2013-12-23

歴史の旅 古代大和を歩く

大和の古代を再発見。新聞連載記事がベースで、専門的すぎず読み物として楽しめる良書です

田原本町出身の日本古代史の研究家、和田萃(あつむ)さんのご著書。自然や歴史といった観点から、大和の古代を再発見する内容です。産経新聞の近畿版の連載記事がベースになっているそうです。奈良県民のみではなく、関西全域が読者対象となるため、専門的になり過ぎないように気が配られていて、読み物としても楽しみやすくなっています。


説明文:「古代より歌に詠まれてきた“国のまほろば”大和の魅力を紹介。豊富な写真と味わい深い文章で、ヤマトタケル、三輪山の神など、記・紀の伝承や土地の歴史を描き出す。美しい景色への愛着が注がれた、奈良の歩き方ガイド。」


●ヤマトの自然 青垣の山々、二上山、大和川、亀ノ瀬、曽我川と葛城
●ヤマトのなりたち ヤマトの範囲、山辺の道、ホケノ山古墳、瑞垣郷
●ヤマト王権 箸墓古墳、オオビコの系譜、初代ヤマト王権の王宮
●伝説の地 三輪山登拝、力人ケハヤ、佐紀盾列古墳群、ヤマトタケルの墓
●神々の空間 倭の屯倉、倭の六の御県、都祁の休ん場、神功皇后伝承
●英雄たちの足跡 武内宿禰、葛城襲津彦、東大寺山古墳と鉄刀、石上神宮と禁足地
●アスカの伝承 都祁の氷室、近つ飛鳥と遠つ飛鳥、磐余稚桜宮、目弱王の変 など

本書の項目はこのようになっていて、新聞連載らしく、それぞれがさらに短い記事で分割されています。長さが適度でとても読みやすいですね。同種の本はたくさんありますが、古事記や日本書紀の記述を検証するばかりではなく、現在の描写なども多いため、親しみやすいでしょう。

陵墓の治定や古代の宮跡に関する鋭い指摘が多いのはもちろん、これまで知らなかった豆知識のようなものも多いですね。

●奈良市の宝来山古墳(垂仁天皇陵)は、近世になって周濠の一部を拡張している。田道間守墓とされる小島が築かれたのは明治以降のこと。もちろん田道間守が眠る陪塚などではない

●垂仁天皇の皇后・日葉酢媛が亡くなった際に、残酷な殉死の風習を廃止する代わりに、野見宿禰の提案により人や馬などの埴輪を陵墓に立てることを進言したのが、埴輪の起源とされていた。
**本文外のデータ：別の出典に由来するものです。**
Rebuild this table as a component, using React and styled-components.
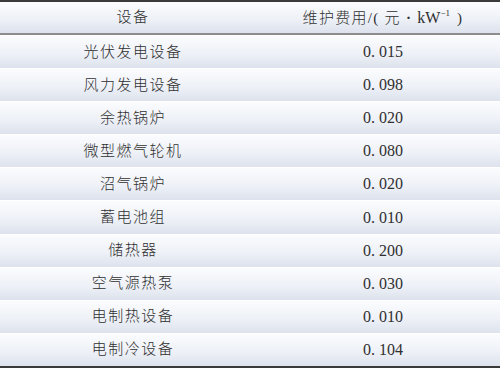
import React from 'react';
import styled, {createGlobalStyle} from 'styled-components';

const rows = [
  ['光伏发电设备', '0. 015'],
  ['风力发电设备', '0. 098'],
  ['余热锅炉', '0. 020'],
  ['微型燃气轮机', '0. 080'],
  ['沼气锅炉', '0. 020'],
  ['蓄电池组', '0. 010'],
  ['储热器', '0. 200'],
  ['空气源热泵', '0. 030'],
  ['电制热设备', '0. 010'],
  ['电制冷设备', '0. 104'],
];

const GlobalStyle = createGlobalStyle`
  html, body {
    margin: 0;
    padding: 0;
    background: #ffffff;
  }
`;

const App = () => {
  return (
    <>
      <GlobalStyle />
      <StyledTable>
        <StyledHead>
          <StyledCell>设备</StyledCell>
          <StyledCell $head>
            维护费用/( 元 <b>·</b> <i>kW<sup>−1</sup></i> )
          </StyledCell>
        </StyledHead>
        {rows.map(([name, cost]) => (
          <StyledRow key={name}>
            <StyledCell>{name}</StyledCell>
            <StyledCell $num>{cost}</StyledCell>
          </StyledRow>
        ))}
      </StyledTable>
    </>
  );
};

const StyledTable = styled.div`
  width: 500px;
  height: 368px;
  box-sizing: border-box;
  border-top: 2px solid #3a3a3a;
  border-bottom: 2px solid #3a3a3a;
  display: flex;
  flex-direction: column;
  font-family: 'Liberation Serif', 'Noto Sans CJK SC', serif;
  color: #303030;
`;

const StyledRow = styled.div`
  height: 33.1px;
  display: grid;
  grid-template-columns: 266px 1fr;
  align-items: center;
  background: linear-gradient(to bottom, #fbfcfe 0%, #eef1f7 55%, #dde2ed 100%);
  border-top: 1px solid #ffffff;
  box-sizing: border-box;
`;

const StyledHead = styled(StyledRow)`
  height: 33px;
  border-top: none;
  border-bottom: 2px solid #8c8c8c;
`;

const StyledCell = styled.div`
  text-align: center;
  font-size: ${(p) => (p.$num ? '16px' : '15px')};
  font-weight: 300;
  letter-spacing: ${(p) => (p.$num ? '0' : p.$head ? '1.3px' : '1.5px')};
  line-height: 1;
  b {
    font-weight: 700;
  }
  i {
    font-style: normal;
    font-size: 16px;
    letter-spacing: 0;
    margin-right: 2px;
  }
  sup {
    font-size: 9px;
    vertical-align: 7px;
    letter-spacing: 0;
  }
`;

export default App;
現在はこの説は否定されている。時代的には円筒埴輪などが最初で、家形埴輪や動物埴輪が登場、5世紀中頃にようやく人物埴輪が出現した

●旧都祁村・天理市福住町の一帯は、大化以前には「闘鶏(つげ)国」と呼ばれていた。允恭天皇の皇后が少女だった頃、闘鶏国造にからかわれたことから、皇后になって後、身分を貶めた。同地にある5世紀後半の前方後円墳「三陵墓東古墳」(全長110m)はこの家系のものと考えられる

●奈良市にある「ウワナベ古墳・コナベ古墳」。この名前の由来は、宇陀の久米集団の久米歌からの推理で、「コナミ=正妻」「ウハナリ=新しく娶った若い妻。後妻」としている

などなど。色んな発見がある内容ですから、奈良の歴史に興味のある方はぜひ手にとってみてください。

また、同じ和田先生の『古代天皇への旅: 雄略から推古まで』も間もなく発売になるそうですので、こちらも楽しみにしたいと思います。